JAKARTA – Kementerian Pertahanan (Kemenhan) telah meminta Badan Pengawasan Keuangan dan Pembangunan (BPKP) melakukan audit terkait dugaan kasus pengadaan Satelit Slot Orbit 123 Bujur Timur.
“Kami sudah minta BPKP untuk melakukan audit,” ujar Menteri Pertahanan (Menhan), Prabowo Subianto, usai Rapat Pimpinan (Rapim) Kementerian Pertahanan Tahun 2022, di Jakarta, Kamis (20/1/2022).
Ia menjelaskan, nantinya bukan hanya BPKP melakukan audit.
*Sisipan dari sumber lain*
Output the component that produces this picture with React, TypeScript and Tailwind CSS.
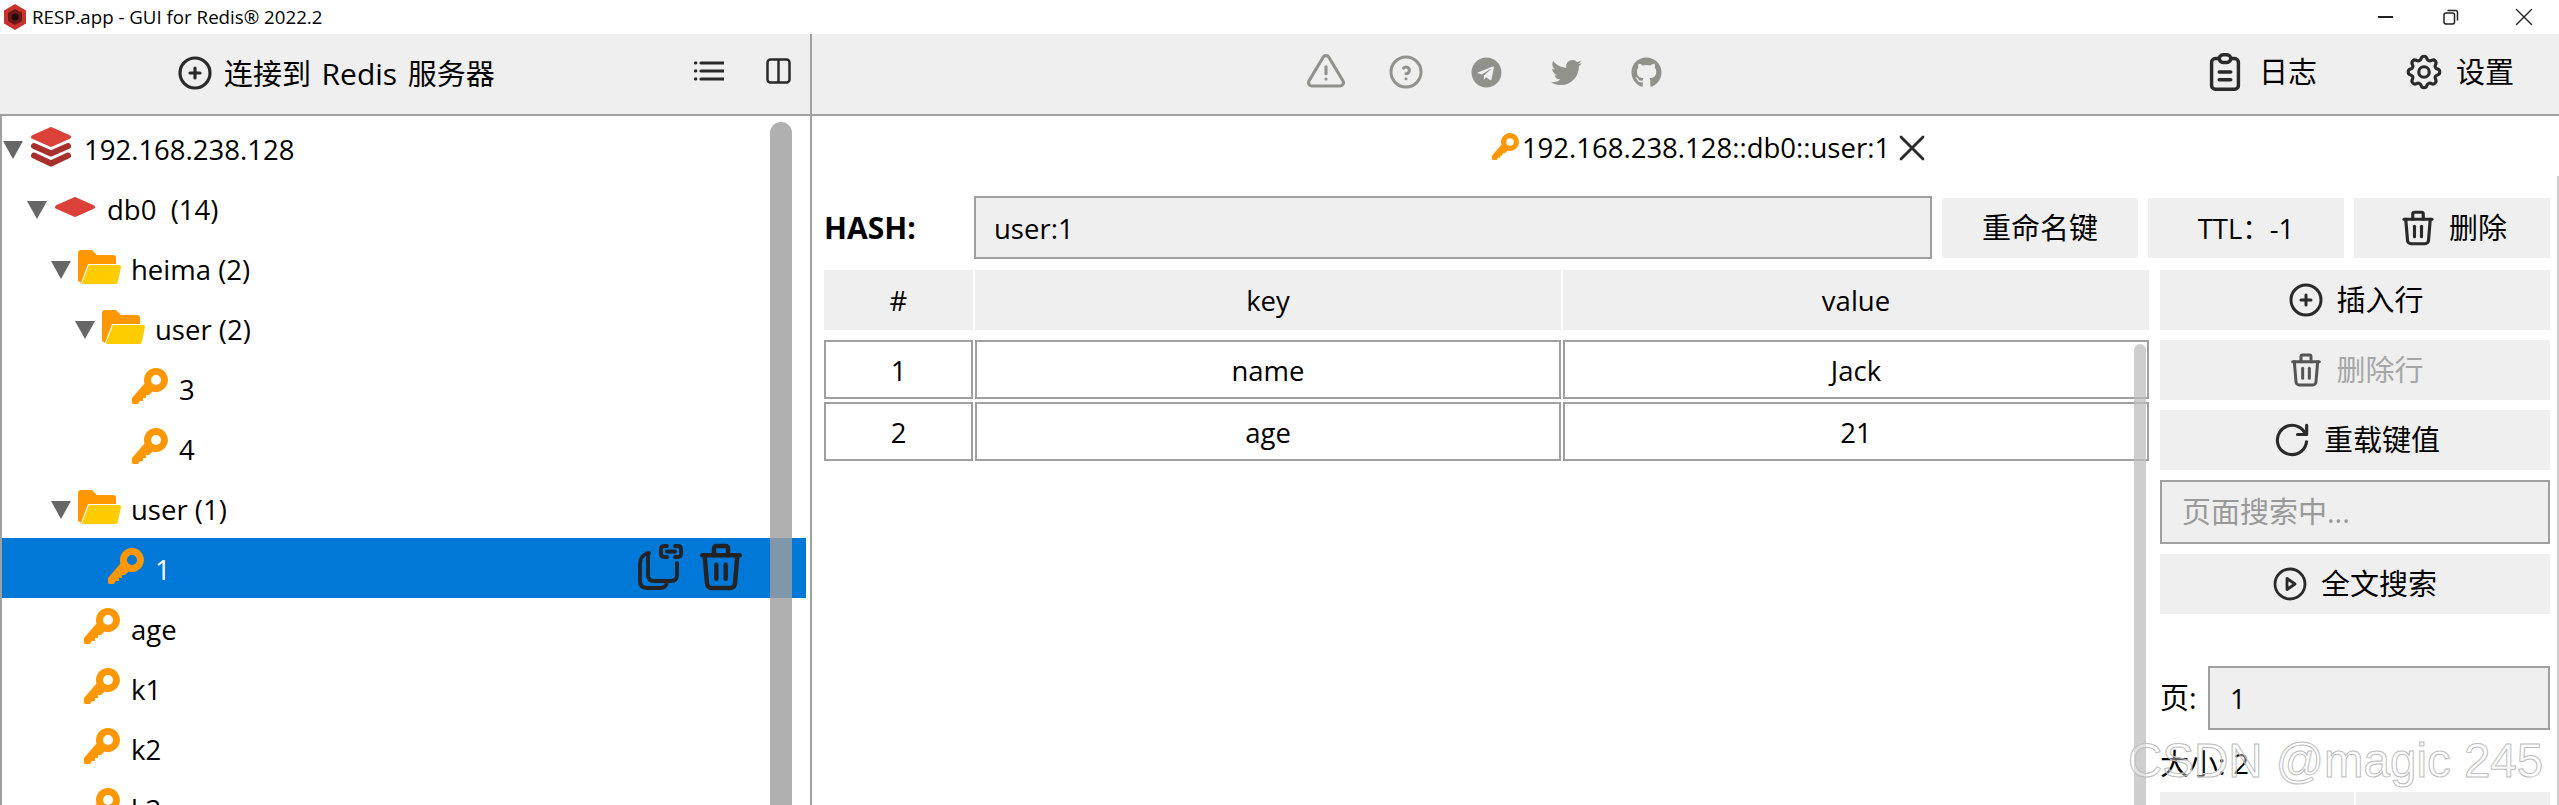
import { TbCirclePlus, TbAlertTriangle, TbHelpCircle, TbTrash, TbClipboardText, TbSettings, TbX, TbReload } from "react-icons/tb";
import { FaTelegram, FaTwitter, FaGithub } from "react-icons/fa";
import type { ReactNode } from "react";

function KeyIcon({ className }: { className?: string }) {
  return (
    <svg viewBox="0 0 36 36" className={className} fill="#ff9800">
      <path
        fillRule="evenodd"
        d="M24 0a12 12 0 1 1-3.500 23.500L17 27h-3v3h-3v3H8l-2 3H1l-1-1v-5L12.500 15.500A12 12 0 0 1 24 0zm0 7a5 5 0 1 0 0 10 5 5 0 0 0 0-10z"
      />
    </svg>
  );
}

function FolderIcon() {
  return (
    <svg viewBox="0 0 43 34" className="w-[43px] h-[34px] shrink-0">
      <path d="M3 0h11l5 5h16a3 3 0 0 1 3 3v6H10L3 33 0 31V3a3 3 0 0 1 3-3z" fill="#ff9800" />
      <path d="M11 15h30a2 2 0 0 1 2 2l-3 14a3 3 0 0 1-3 3H5a1 1 0 0 1-1-1z" fill="#ffcc00" />
    </svg>
  );
}

function Triangle() {
  return <div className="w-0 h-0 shrink-0 border-l-[10px] border-r-[10px] border-t-[18px] border-l-transparent border-r-transparent border-t-[#666666] mt-[4px]" />;
}

function ServerIcon() {
  return (
    <svg viewBox="0 0 42 40" className="w-[42px] h-[40px] shrink-0">
      <path d="M21 2 39 10 21 18 3 10z" fill="#dc4139" stroke="#dc4139" strokeWidth="4" strokeLinejoin="round" />
      <path d="M4 19 21 26.500 38 19" fill="none" stroke="#a92f2c" strokeWidth="6" strokeLinecap="round" strokeLinejoin="round" />
      <path d="M4 28.500 21 36.500 38 28.500" fill="none" stroke="#a92f2c" strokeWidth="6" strokeLinecap="round" strokeLinejoin="round" />
    </svg>
  );
}

function DbIcon() {
  return (
    <svg viewBox="0 0 42 20" className="w-[42px] h-[20px] shrink-0 mb-[2px]">
      <path d="M21 2 39 10 21 18 3 10z" fill="#dc4139" stroke="#dc4139" strokeWidth="4" strokeLinejoin="round" />
    </svg>
  );
}

function CopyLinkIcon() {
  return (
    <svg viewBox="0 0 46 46" className="w-[46px] h-[46px]" fill="none" stroke="#232323" strokeWidth="3.800" strokeLinecap="round" strokeLinejoin="round">
      <path d="M11 9C5 10 2 14 2 20v17c0 5 3 7 7 7h13c4 0 7-2 7-6" />
      <path d="M10 9v22c0 4 2 6 6 6h17c4 0 6-2 6-6V19" />
      <path d="M29 2h-3c-2 0-3 1.500-3 3.500v4c0 2 1 3.500 3 3.500h3" />
      <path d="M37 2h3c2 0 3 1.500 3 3.500v4c0 2-1 3.500-3 3.500h-3" />
      <path d="M29 7.500h8" />
    </svg>
  );
}

function Row({ level, kind, label, selected }: { level: number; kind: "server" | "db" | "folder" | "key"; label: string; selected?: boolean }) {
  const pad = level === 0 ? "pl-[1px]" : level === 1 ? "pl-[25px]" : level === 2 ? "pl-[49px]" : level === 3 ? "pl-[73px]" : "pl-[97px]";
  return (
    <div className={`h-[60px] shrink-0 flex items-center ${pad} ${selected ? "bg-[#0078d7] text-white" : "text-black"}`}>
      {kind === "key" ? <div className="w-[33px] shrink-0" /> : <Triangle />}
      {kind === "server" && <div className="ml-[7px] mr-[12px] flex mb-[3px]"><ServerIcon /></div>}
      {kind === "db" && <div className="ml-[7px] mr-[11px] flex"><DbIcon /></div>}
      {kind === "folder" && <div className="ml-[7px] mr-[10px] flex mb-[2px]"><FolderIcon /></div>}
      {kind === "key" && <div className="mr-[11px] flex mb-[4px]"><KeyIcon className="w-[36px] h-[36px]" /></div>}
      <span className="whitespace-pre leading-none mt-[3px]">{label}</span>
      {selected && (
        <div className="ml-auto mr-[57px] flex items-center gap-[9px] text-[#232323] mb-[2px]">
          <CopyLinkIcon />
          <TbTrash size={56} strokeWidth={1.900} />
        </div>
      )}
    </div>
  );
}

function GrayButton({ children, disabled }: { children: ReactNode; disabled?: boolean }) {
  return (
    <div className={`h-[60px] w-full bg-[#efefef] flex items-center justify-center gap-[10px] text-[29px] ${disabled ? "text-[#a6a6a6]" : "text-black"}`}>
      {children}
    </div>
  );
}

function Cell({ className, children }: { className: string; children: ReactNode }) {
  return <div className={`flex items-center justify-center pt-[2px] ${className}`}>{children}</div>;
}

export default function App() {
  return (
    <div className="relative h-[805px] w-[2559px] overflow-hidden bg-white text-[27.500px] font-['Open_Sans','Noto_Sans_CJK_SC',sans-serif] text-black">
      {/* title bar */}
      <div className="h-[34px] flex items-center pl-[3px] text-[18.700px]">
        <svg viewBox="0 0 24 26" className="w-[24px] h-[26px] mr-[5px]">
          <path d="M12 0 23 6.500v13L12 26 1 19.500v-13z" fill="#c8322d" />
          <path d="M12 5 19 9v8l-7 4-7-4V9z" fill="#6b1a18" />
          <circle cx="12" cy="13" r="3.500" fill="#260808" />
        </svg>
        <span>RESP.app - GUI for Redis® 2022.2</span>
        <div className="ml-auto flex items-center mr-[20px] gap-[50px]">
          <div className="w-[15px] h-[2px] bg-[#222222]" />
          <svg viewBox="0 0 16 16" className="w-[16px] h-[16px]" fill="none" stroke="#222222" strokeWidth="1.500">
            <rect x="1" y="4" width="10.500" height="11" rx="2" />
            <path d="M4.500 1.500h8a2 2 0 0 1 2 2v8" />
          </svg>
          <TbX size={30} strokeWidth={1.100} color="#222222" />
        </div>
      </div>

      {/* toolbar */}
      <div className="h-[82px] flex bg-[#efefef] border-b-2 border-[#a0a0a0] text-black">
        <div className="w-[812px] shrink-0 border-r-2 border-[#a0a0a0] flex items-center pb-[2px]">
          <div className="flex items-center ml-[175px] gap-[9px]">
            <TbCirclePlus size={40} strokeWidth={1.900} color="#2a2a2a" />
            <span className="text-[29px] [word-spacing:3px]">连接到 <span className="text-[30px]">Redis</span> 服务器</span>
          </div>
          <div className="ml-auto mr-[19px] flex items-center gap-[42px] mb-[4px]">
            <svg viewBox="0 0 30 20" className="w-[30px] h-[20px]" fill="none" stroke="#2a2a2a">
              <path d="M7 2h23M7 10h23M7 18h23" strokeWidth="3.200" strokeLinecap="round" />
              <path d="M1 2h1M1 10h1M1 18h1" strokeWidth="2.800" strokeLinecap="round" />
            </svg>
            <svg viewBox="0 0 25 26" className="w-[25px] h-[26px]" fill="none" stroke="#2a2a2a" strokeWidth="2.500">
              <rect x="1.500" y="1.500" width="22" height="23" rx="3" />
              <path d="M12.500 1.500v23" />
            </svg>
          </div>
        </div>
        <div className="flex-1 flex items-center pb-[4px]">
          <div className="flex items-center ml-[474px] text-[#92928c]">
            <div className="w-[80px] flex justify-center"><TbAlertTriangle size={42} strokeWidth={1.800} /></div>
            <div className="w-[80px] flex justify-center"><TbHelpCircle size={40} strokeWidth={1.800} /></div>
            <div className="w-[80px] flex justify-center"><FaTelegram size={31} /></div>
            <div className="w-[80px] flex justify-center"><FaTwitter size={31} /></div>
            <div className="w-[80px] flex justify-center"><FaGithub size={31} /></div>
          </div>
          <div className="ml-auto flex items-center mr-[45px] text-[29px]">
            <TbClipboardText size={46} strokeWidth={1.800} color="#2a2a2a" />
            <span className="ml-[11px]">日志</span>
            <TbSettings size={42} strokeWidth={1.800} color="#2a2a2a" className="ml-[86px]" />
            <span className="ml-[11px]">设置</span>
          </div>
        </div>
      </div>

      {/* body */}
      <div className="flex h-[689px]">
        <div className="relative w-[810px] shrink-0 border-l-2 border-[#a0a0a0] border-r-[4px] border-r-white overflow-hidden flex flex-col pt-[2px]">
          <Row level={0} kind="server" label="192.168.238.128" />
          <Row level={1} kind="db" label="db0  (14)" />
          <Row level={2} kind="folder" label="heima (2)" />
          <Row level={3} kind="folder" label="user (2)" />
          <Row level={4} kind="key" label="3" />
          <Row level={4} kind="key" label="4" />
          <Row level={2} kind="folder" label="user (1)" />
          <Row level={3} kind="key" label="1" selected />
          <Row level={2} kind="key" label="age" />
          <Row level={2} kind="key" label="k1" />
          <Row level={2} kind="key" label="k2" />
          <Row level={2} kind="key" label="k3" />
          <div className="absolute left-[768px] top-[6px] bottom-0 w-[22px] rounded-t-full bg-[rgba(158,158,158,0.81)]" />
        </div>
        <div className="w-[2px] shrink-0 bg-[#a0a0a0]" />

        <div className="relative flex-1 min-w-0 pl-[12px] pr-[9px]">
          <div className="h-[80px] flex items-center justify-center pl-[52px] pb-[16px]">
            <KeyIcon className="w-[27px] h-[27px] mr-[3px] mb-[4px]" />
            <span>192.168.238.128::db0::user:1</span>
            <TbX size={44} strokeWidth={1.500} color="#2a2a2a" />
          </div>
          <div className="flex items-center h-[63px] gap-[10px]">
            <div className="w-[140px] shrink-0 font-bold text-[30px]">HASH:</div>
            <div className="flex-1 h-full border-2 border-[#a0a0a0] bg-[#efefef] flex items-center pl-[18px] pt-[2px]">user:1</div>
            <div className="w-[196px] h-[60px] bg-[#efefef] flex items-center justify-center text-[29px]">重命名键</div>
            <div className="w-[196px] h-[60px] bg-[#efefef] flex items-center justify-center pt-[2px]">TTL：-1</div>
            <div className="w-[196px] h-[60px] bg-[#efefef] flex items-center justify-center gap-[10px] text-[29px]"><TbTrash size={42} strokeWidth={1.800} color="#2a2a2a" />删除</div>
          </div>

          <div className="flex mt-[11px] gap-[10px]">
            <div className="relative flex-1 min-w-0">
              <div className="grid grid-cols-[149px_586px_586px] gap-x-[2px] h-[60px] bg-white">
                <Cell className="bg-[#efefef]">#</Cell>
                <Cell className="bg-[#efefef]">key</Cell>
                <Cell className="bg-[#efefef]">value</Cell>
              </div>
              <div className="grid grid-cols-[149px_586px_586px] gap-x-[2px] gap-y-[3px] mt-[10px] auto-rows-[59px]">
                <Cell className="border-2 border-[#a0a0a0]">1</Cell>
                <Cell className="border-2 border-[#a0a0a0]">name</Cell>
                <Cell className="border-2 border-[#a0a0a0]">Jack</Cell>
                <Cell className="border-2 border-[#a0a0a0]">2</Cell>
                <Cell className="border-2 border-[#a0a0a0]">age</Cell>
                <Cell className="border-2 border-[#a0a0a0]">21</Cell>
              </div>
              <div className="absolute right-[4px] top-[74px] h-[500px] w-[12px] rounded-t-full bg-[rgba(190,190,190,0.75)]" />
            </div>
            <div className="w-[390px] shrink-0 flex flex-col gap-[10px]">
              <GrayButton><TbCirclePlus size={40} strokeWidth={1.800} color="#2a2a2a" />插入行</GrayButton>
              <GrayButton disabled><TbTrash size={40} strokeWidth={1.800} color="#555555" />删除行</GrayButton>
              <GrayButton><TbReload size={44} strokeWidth={1.700} color="#2a2a2a" />重载键值</GrayButton>
              <div className="h-[64px] border-2 border-[#a0a0a0] bg-[#efefef] flex items-center pl-[20px] text-[29px] text-[#999999]">页面搜索中...</div>
              <GrayButton><svg viewBox="0 0 34 34" className="w-[34px] h-[34px] mr-[4px]" fill="none" stroke="#2a2a2a" strokeWidth="2.800" strokeLinejoin="round"><circle cx="17" cy="17" r="15" /><path d="M14 11.500l8 5.500-8 5.500z" /></svg>全文搜索</GrayButton>
              <div className="flex items-center gap-[12px] mt-[42px] h-[64px]">
                <span className="w-[36px] text-[29px]">页:</span>
                <div className="flex-1 h-full border-2 border-[#a0a0a0] bg-[#efefef] flex items-center pl-[20px] pt-[2px]">1</div>
              </div>
              <div className="h-[36px] flex items-center mt-[6px] text-[29px] whitespace-pre">大小: <span className="text-[27.500px]">2</span></div>
              <div className="grid grid-cols-2 gap-[2px]">
                <div className="h-[60px] bg-[#efefef]" />
                <div className="h-[60px] bg-[#efefef]" />
              </div>
            </div>
          </div>
          <div className="absolute right-0 top-[60px] bottom-0 w-[2px] bg-[#cccccc]" />
        </div>
      </div>

      {/* watermark */}
      <div className="absolute left-[2128px] top-[737px] text-[47.500px] leading-none font-['Liberation_Sans',sans-serif] text-white/40 [-webkit-text-stroke:1px_#bdbdbd] whitespace-nowrap">CSDN @magic 245</div>
    </div>
  );
}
Pihaknya juga melakukan audit secara internal.
“Masalah satelit ini masih diproses,” katanya.
Sebelumnya, Menteri Koordinator Bidang Politik, Hukum, dan Keamanan (Menko Polhukam), Mahfud MD, menjelaskan adanya dugaan pelanggaran hukum dalam pengadaan Satelit Slot Orbit 123 Bujur Timur.
“Dugaan pelanggaran terkait Proyek Satelit Komunikasi Pertahanan (Satkomhan) pada tahun 2015,” ujar dia.
Pada tanggal 19 Januari 2015, Satelit Garuda-1 telah keluar orbit dari Slot Orbit 123 derajat Bujur Timur (BT) sehingga terjadi kekosongan pengelolaan oleh Indonesia.
Berdasarkan peraturan International Telecommunication Union (ITU), negara yang telah mendapat hak pengelolaan akan diberi waktu tiga tahun untuk mengisi kembali Slot Orbit. Apabila tidak dipenuhi, maka hak pengelolaan Slot Orbit akan gugur secara otomatis dan dapat digunakan negara lain.
Untuk mengisi kekosongan pengelolaan Slot Orbit 123 derajat BT, Kementerian Komunikasi dan Informatika (Kominfo) memenuhi permintaan Kementerian Pertahanan (Kemhan) untuk mendapatkan hak pengelolaan Slot Orbit 123 derajat BT guna membangun Satelit Komunikasi Pertahanan (Satkomhan).
Kemudian, Kemenhan membuat kontrak sewa Satelit Artemis yang merupakan “floater” (satelit sementara pengisi orbit) milik Avanti Communication Limited (Avanti), pada tanggal 6 Desember 2015, meskipun persetujuan penggunaan Slot Orbit 123 derajat BT dari Kominfo baru diterbitkan tanggal 29 Januari 2016.
Pada tanggal 25 Juni 2018, Kemenhan mengembalikan hak pengelolaan Slot Orbit 123 derajat BT kepada Kominfo. Pada tanggal 10 Desember 2018, Kominfo mengeluarkan keputusan tentang Hak Penggunaan Filing Satelit Indonesia pada Orbit 123 derajat untuk “Filing” Satelit Garuda-2 dan Nusantara-A1-A kepada PT Dini Nusa Kusuma (PT DNK).
Namun, PT DNK tidak mampu menyelesaikan permasalahan residu Kemhan dalam pengadaan Satkomhan. Pada saat melakukan kontrak dengan Avanti tahun 2015, Kemhan belum memiliki anggaran untuk keperluan tersebut.
“Kontrak-kontrak itu dilakukan untuk membuat satelit komunikasi pertahanan dengan nilai yang sangat besar padahal anggarannya belum ada,” kata Mahfud.
Untuk membangun Satkomhan, Kemhan menandatangani kontrak dengan Navayo, Airbus, Detente, Hogan Lovel, dan Telesat dalam kurun waktu tahun 2015-2016, yang anggarannya dalam tahun 2015 belum tersedia, sedangkan tahun 2016 anggaran telah tersedia, namun dilakukan “self blocking” oleh Kemhan.
Hal itu membuat Avanti menggugat di London Court of Internasional Arbitration, karena Kemhan tidak membayar sewa satelit sesuai dengan nilai kontrak yang telah ditandatangani.
“Pada tanggal 9 Juli 2019, pengadilan arbitrase menjatuhkan putusan yang berakibat negara telah mengeluarkan pembayaran untuk sewa Satelit Artemis, biaya arbitrase, biaya konsultan, dan biaya “filing” satelit sebesar ekuivalen Rp515 miliar,” katanya.
Menurut Mahfud, pemerintah telah menerima putusan dari Arbitrase Singapura terkait gugatan Navayo. Putusan itu menyatakan bahwa pemerintah diharuskan membayar 20,9 juta dolar AS atau setara Rp304 miliar.
Angka kerugian akan bertambah besar karena masih ada perusahaan lain yang meneken kontrak dengan Kemhan dan belum mengajukan gugatan, seperti AirBus, Detente, Hogan Lovel, dan Telesat.